Inspector Oldfield and the Black Hand Society

by

Austin Mariasy

Original Gangsters “Inspector Oldfield and the Black Hand Society” by William Oldfield and Victoria Bruce


Long before Don Corleone and Tony Soprano became pop-culture icons of organized crime in America, the Black Hand Society terrorized fellow Sicilian immigrants in the Western Reserve of the early 20th century. At the time, the U.S. Post Office Inspection Service was the most powerful federal law enforcement agency in the country — the Federal Bureau of Investigations would not be formed until 1908.

By 1909, Post Office Inspector Frank Oldfield culminated 10 years of investigation by taking down Salvatore “Sam” Lima and his ring of Black Hand Society thugs in the first-ever organized crime bust in the U.S.

Almost immediately, the story went underground. With the FBI finding its footing, World War I looming and rival factions within the Post Office playing politics, the story of Frank and the Black Hand Society seemed lost to history.

But now, readers can finally learn about this thrilling episode in the history of organized crime in the new book, “Inspector Oldfield and the Black Hand Society: America’s Original Gangsters and the U.S. Postal Detective Who Brought Them to Justice” (Touchstone, $26), co-authored by Frank’s great-grandson and Akron native, William Oldfield.

As a teen in the 1970s, William had heard lots of family stories about his great-grandfather heroically foiling the Sicilian mob. But it was all hush-hush lore that was never to be discussed with outsiders. Then an uncle came to visit and brought a big box of photos, clippings and weapons that made those stories spring to life for young William and his sister. “It was very exciting,” he says. “We got to see all the scary pictures.”

Then it was all packed up and tucked away in the attic, with the strict admonishment that it never, ever be mentioned. “Cleveland had had over 100 bombings, mainly mafia-related, in the ‘70s,” William says. “A lot of the people had no idea they were even descendants of these people. My mother was involved in the community and interfacing with [them] all the time.” Even decades after the fact, the fear of retribution for Frank’s work was very real.

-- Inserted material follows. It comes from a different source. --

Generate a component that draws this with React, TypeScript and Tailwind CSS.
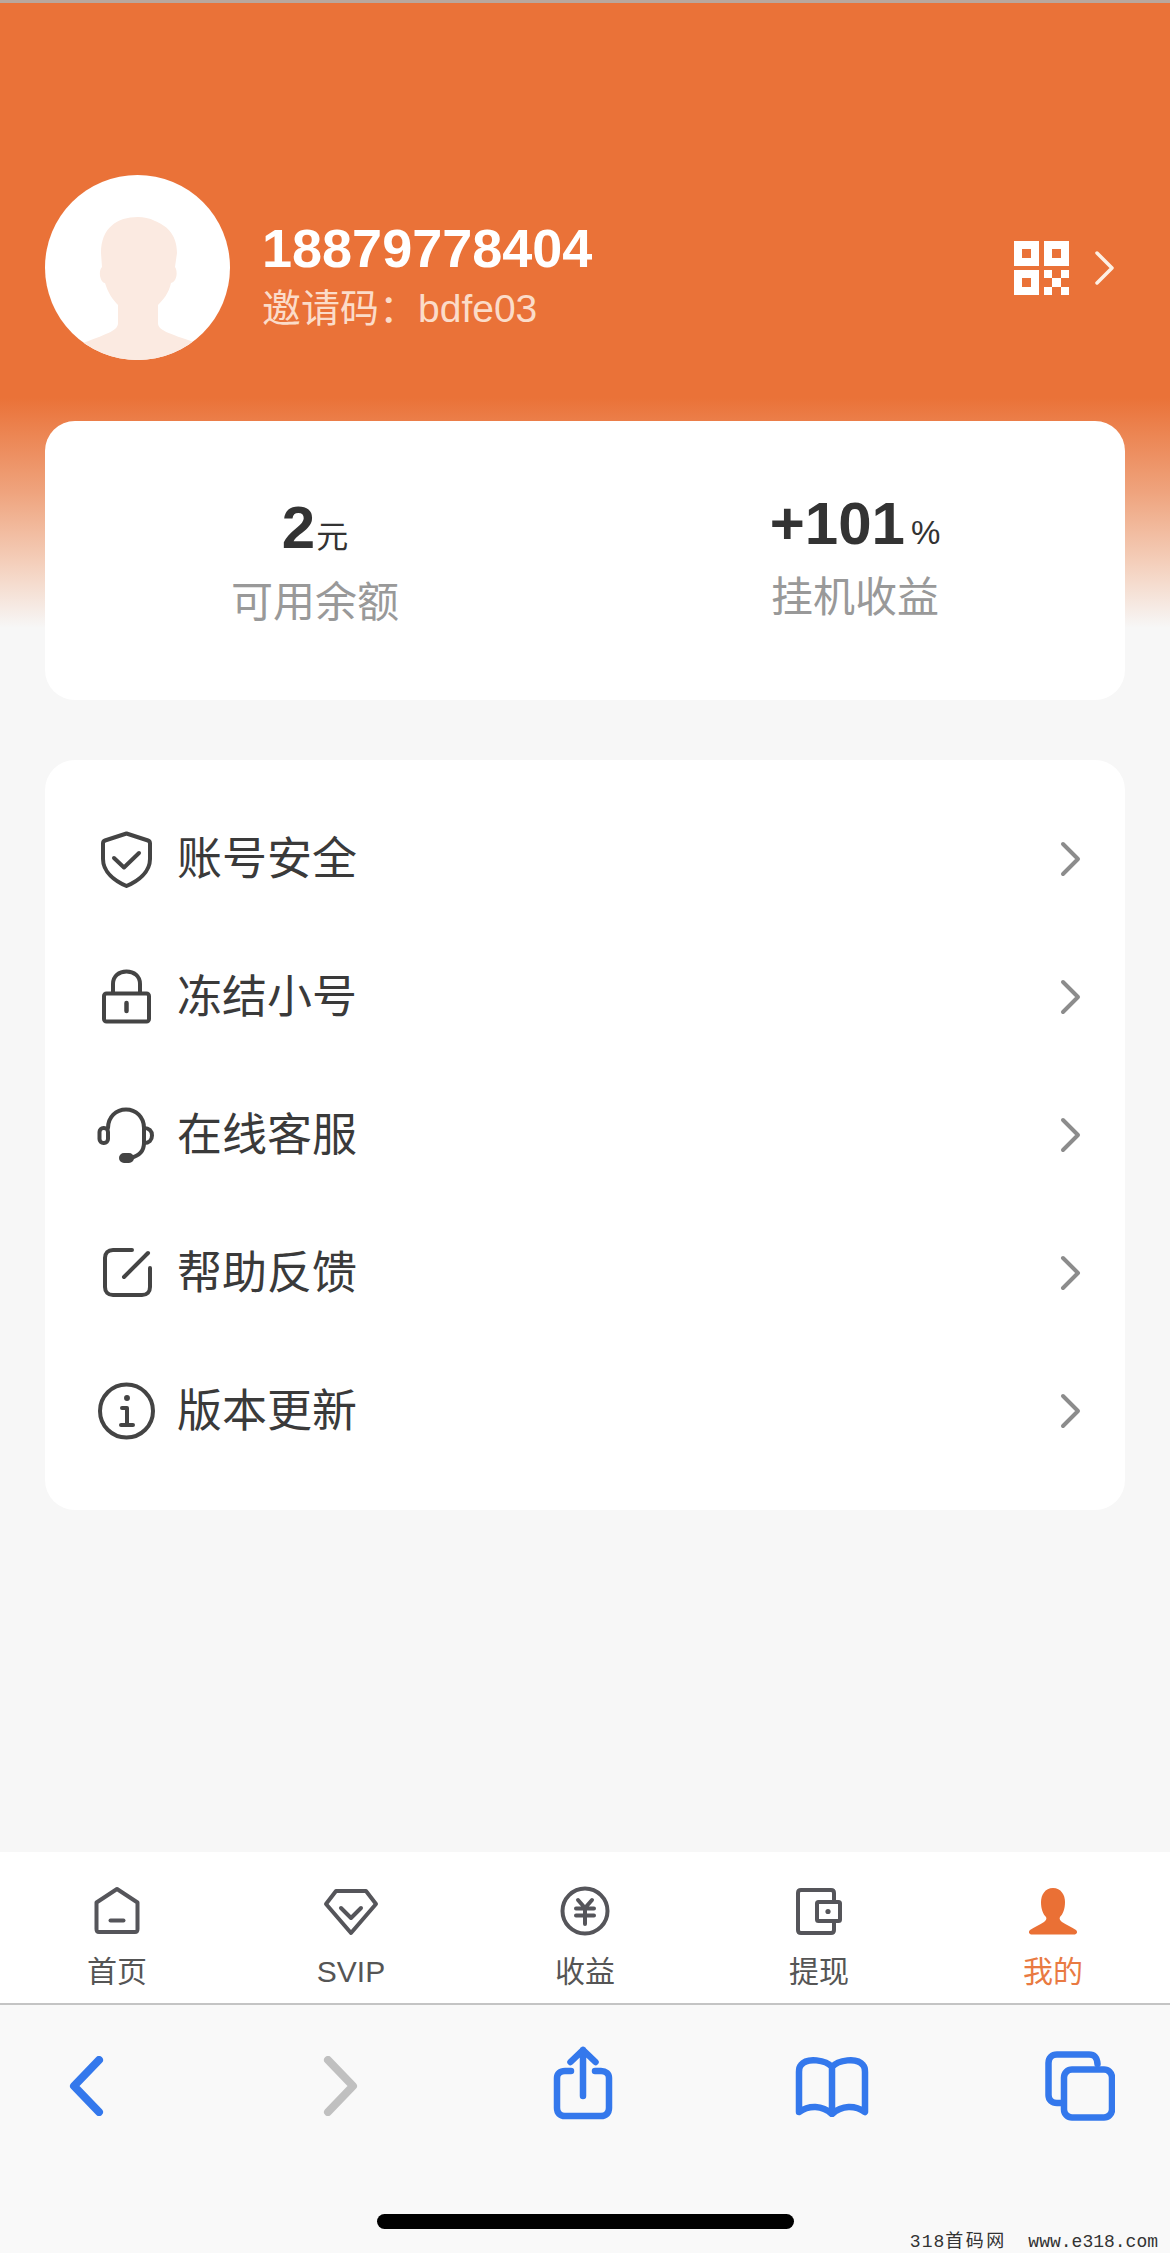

Years went by. When William’s father died in 1989, his mother still insisted the box of secrets remain hidden. “She highly recommended that I just throw it away and get on with my life,” says William, who now lives in Maryland.

Once William’s mother died in 2002, he was free to act. He took his box of hidden treasures to the Postal Inspection Service, whose modern-day employees had never heard about Frank’s story. That led him to collaborate on a Smithsonian exhibit about his great-grandfather, but there wasn’t much interest in it otherwise.

Then William approached a writer in an Annapolis, Maryland, coffee shop in 2012. She turned out to be Victoria Bruce, a nonfiction writer and documentarian whose forte is crafting cohesive narrative from historic fact. “Bill started talking about this story, and literally my mouth was hanging open, and I’m drooling wanting to get my chance to write this book with him,” she says.

Part of Bruce’s methodology was to interview William repeatedly, attempting to line up his family’s lore with corroborative fact she found in newspaper articles and court documents. “In some cases, they weren’t true, and I was the one that had to come back to Bill and say so,” Bruce says. One family tale cast Frank as the hero who saved a man from being lynched, but the truth was he tried and failed — the man was, indeed, lynched. “I was a little worried when I first came to Bill: Was he going to want to paint a picture that’s more like family lore, or does he want the real story?” she says. “He was 100 percent fine with the real story.”

Compiled together over about a year and three months, the book with an extensive bibliography and footnoting throughout testifies to the diligence Bruce and William employed to tell the accurate story. But William’s insistence on truth goes deeper than the potential for lawsuits.

“When you have a mother and a father who taught you to be true to your word,” William says, “and one of her dying wishes was to make sure that you tell the truth because it’s going to reflect on you and the family — and on the other descendants that have nothing to do with the past of their family — for eternity, they would probably appreciate some truth.”

While researching the book, Bruce and William discovered a stranger-than-fact element to the story: The great-granddaughter of a mafia boss that Frank foiled lives in Canal Fulton and harbors no resentment. She provided insightful research assistance and will join the two authors on some of their speaking engagements, like the Buckeye Book Fair Nov. 3 in Wooster. “You’ve got the great-granddaughter of the guy that Frank put away and Frank’s great-grandson on a panel together talking about the story,” says Bruce. “This entire book is full of stories you’ve never heard before, and that’s rare these days. It’s a wild ride from the first chapter.”